- [Data block]
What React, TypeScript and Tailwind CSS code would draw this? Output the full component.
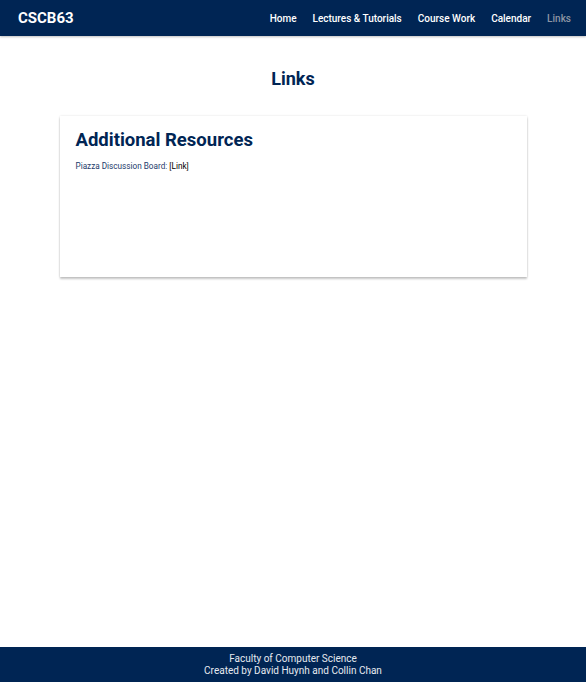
import React from 'react';

const navLinks = [
  { label: 'Home', active: false },
  { label: 'Lectures & Tutorials', active: false },
  { label: 'Course Work', active: false },
  { label: 'Calendar', active: false },
  { label: 'Links', active: true },
];

export default function App() {
  return (
    <div className="min-h-screen flex flex-col bg-white font-['Roboto',sans-serif]">
      {/* Top navigation */}
      <nav className="h-[36px] bg-[#002554] flex items-center justify-between pl-[18px] pr-[15px] shadow-[0_1px_2px_rgba(0,0,0,0.25)]">
        <span className="text-white text-[15px] font-bold">CSCB63</span>
        <ul className="flex items-center gap-[16px]">
          {navLinks.map((link) => (
            <li
              key={link.label}
              className={
                link.active
                  ? 'text-[10px] font-medium text-[#8c95a4]'
                  : 'text-[10px] font-medium text-white'
              }
            >
              {link.label}
            </li>
          ))}
        </ul>
      </nav>

      <main className="flex-1">
        <h1 className="text-center text-[18px] font-bold text-[#002554] mt-[31px] leading-[24px]">Links</h1>

        <div className="w-[467px] mx-auto mt-[25px] h-[161px] bg-white shadow-[0_0_2px_rgba(0,0,0,0.12),0_2px_2px_rgba(0,0,0,0.22)] px-[16px] pt-[12px]">
          <h2 className="text-[18.5px] font-bold text-[#002554] leading-[24px]">Additional Resources</h2>
          <p className="mt-[8px] text-[8.2px] leading-[12px]">
            <span className="text-[#1d3b6b]">Piazza Discussion Board: </span>
            <span className="text-black font-normal">[Link]</span>
          </p>
        </div>
      </main>

      {/* Footer */}
      <footer className="h-[35px] bg-[#002554] flex flex-col items-center justify-center text-[#e6eaf0] text-[10px] leading-[12px]">
        <span>Faculty of Computer Science</span>
        <span>Created by David Huynh and Collin Chan</span>
      </footer>
    </div>
  );
}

- [The exercise]
Your copy of the data above should match it exactly, except that pictures are left out.

- [Task response]
What React, TypeScript and Tailwind CSS code would draw this? Output the full component.
import React from 'react';

const navLinks = [
  { label: 'Home', active: false },
  { label: 'Lectures & Tutorials', active: false },
  { label: 'Course Work', active: false },
  { label: 'Calendar', active: false },
  { label: 'Links', active: true },
];

export default function App() {
  return (
    <div className="min-h-screen flex flex-col bg-white font-['Roboto',sans-serif]">
      {/* Top navigation */}
      <nav className="h-[36px] bg-[#002554] flex items-center justify-between pl-[18px] pr-[15px] shadow-[0_1px_2px_rgba(0,0,0,0.25)]">
        <span className="text-white text-[15px] font-bold">CSCB63</span>
        <ul className="flex items-center gap-[16px]">
          {navLinks.map((link) => (
            <li
              key={link.label}
              className={
                link.active
                  ? 'text-[10px] font-medium text-[#8c95a4]'
                  : 'text-[10px] font-medium text-white'
              }
            >
              {link.label}
            </li>
          ))}
        </ul>
      </nav>

      <main className="flex-1">
        <h1 className="text-center text-[18px] font-bold text-[#002554] mt-[31px] leading-[24px]">Links</h1>

        <div className="w-[467px] mx-auto mt-[25px] h-[161px] bg-white shadow-[0_0_2px_rgba(0,0,0,0.12),0_2px_2px_rgba(0,0,0,0.22)] px-[16px] pt-[12px]">
          <h2 className="text-[18.5px] font-bold text-[#002554] leading-[24px]">Additional Resources</h2>
          <p className="mt-[8px] text-[8.2px] leading-[12px]">
            <span className="text-[#1d3b6b]">Piazza Discussion Board: </span>
            <span className="text-black font-normal">[Link]</span>
          </p>
        </div>
      </main>

      {/* Footer */}
      <footer className="h-[35px] bg-[#002554] flex flex-col items-center justify-center text-[#e6eaf0] text-[10px] leading-[12px]">
        <span>Faculty of Computer Science</span>
        <span>Created by David Huynh and Collin Chan</span>
      </footer>
    </div>
  );
}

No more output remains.